Since \(\int_{a}^{t_{0}} ( -\frac{q(s)}{p(s)} ) \,ds \to0\) as \(t_{0} \to a\), we can choose \(t_{0} \in I\) such that \(\int_{a}^{t_{0}} ( -\frac{q(s)}{p(s)} ) \,ds < \ln2\). Similarly as in Case 1, by using (13) we obtain

$$\begin{aligned}& \biggl\vert y(t) - y(t_{0}) \exp \biggl\{ \int_{t_{0}}^{t} \frac{q(s)}{p(s)} \,ds \biggr\} \\& \quad -\exp \biggl\{ \int_{a}^{t} \frac{q(s)}{p(s)} \,ds \biggr\} \int_{t_{0}}^{t} \frac{r(s)}{p(s)} \exp \biggl\{ - \int^{s}_{a} \frac{q(u)}{p(u)} \,du \biggr\} \,ds \biggr\vert \\& \quad \leq \frac{\varepsilon}{\mu} \quad \mbox{for all } t \in I. \end{aligned}$$
(16)

If we define the function \(z : I \to{\mathbf{R}}\) by formula (15), then z is a solution of the differential equation (1), and (16) implies the validity of (11).

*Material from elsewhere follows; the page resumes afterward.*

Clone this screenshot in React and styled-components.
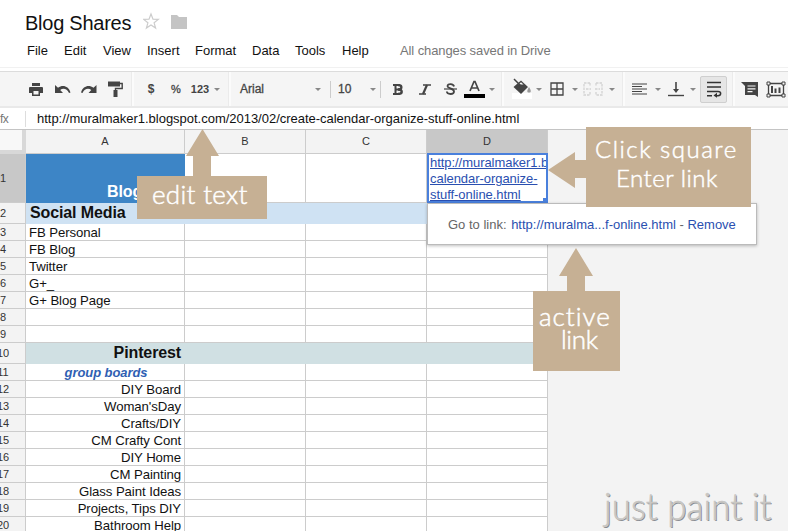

Case 3: For the cases \(p(t) < 0\), \(q(t) \geq\mu> 0\) and \(p(t) < 0\), \(q(t) \leq-\mu< 0\), we can prove our assertion by similar calculations. □

Remark 3.2

In Theorem 3.1, the right side of (11) is the optimal Hyers-Ulam constant, which is independent of the interval \((a,b)\) for \(a, b \in{\mathbf{R}}\). This means that there is no α, \(0 < \alpha< 1\), such that (11) becomes

$$ \bigl\vert y(t) - z(t) \bigr\vert \leq\alpha \frac{\varepsilon}{\mu}\quad \mbox{on any interval } (a,b). $$
(17)

In (10) of Example 2.2 with \(\mu= \delta\), if we have

$$ \frac{1}{\delta} > \biggl( K = \frac{\alpha}{\mu} = \biggr) \frac{\alpha}{\delta} > \frac{1}{\delta} \frac{e^{-\delta a} - e^{-\delta b}}{ e^{-\delta a} + e^{-\delta b}}, $$

then we should have \(b-a < \frac{1}{\delta} \ln\frac{1 + \alpha}{1 - \alpha}\). So, we cannot have (17) if \(b-a > \frac{1}{\delta} \ln\frac{1 + \alpha}{1 - \alpha}\). Hence, our Hyers-Ulam constant is an optimal Hyers-Ulam constant for any interval \((a,b)\) with \(a, b \in{\mathbf{R}}\).